Harry Jackson

Personal information
- Date of birth: 30 December 1918
- Place of birth: Blackburn, England
- Date of death: 19 August 1984 (aged 65)
- Place of death: Blackburn, England
- Position: Centre forward

Youth career
- Darwen

Senior career*
- Years: Team / Apps / (Gls)
- 1942–1946: Burnley / 0 / (0)
- 1946–1948: Manchester City / 8 / (2)
- 1948–1949: Preston North End / 18 / (5)
- 1949: Blackburn Rovers / 1 / (0)
- 1949–1950: Chester / 21 / (10)
- Hyde United
- Total:  / 48 / (17)

= Harry Jackson (footballer, born 1918) =

English footballer

Harry 'Jacko' Jackson (1918 – 1984) was a footballer who played as a centre forward or inside forward in the Football League for Manchester City, Preston North End, Blackburn Rovers and Chester.

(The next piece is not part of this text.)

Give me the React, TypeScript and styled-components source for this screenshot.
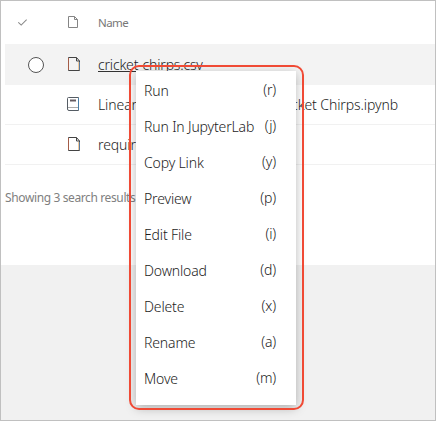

He also appeared for a variety of clubs as a 'guest' player during the war including Accrington Stanley, Tottenham Hotspur and Watford whilst being stationed around London and the South Coast serving in the Royal Navy.

In the 1948–49 season he scored 4 goals in 4 appearances for Mossley.

After his time with Chester he played for Hyde United, Ashton United, Nelson and Clitheroe.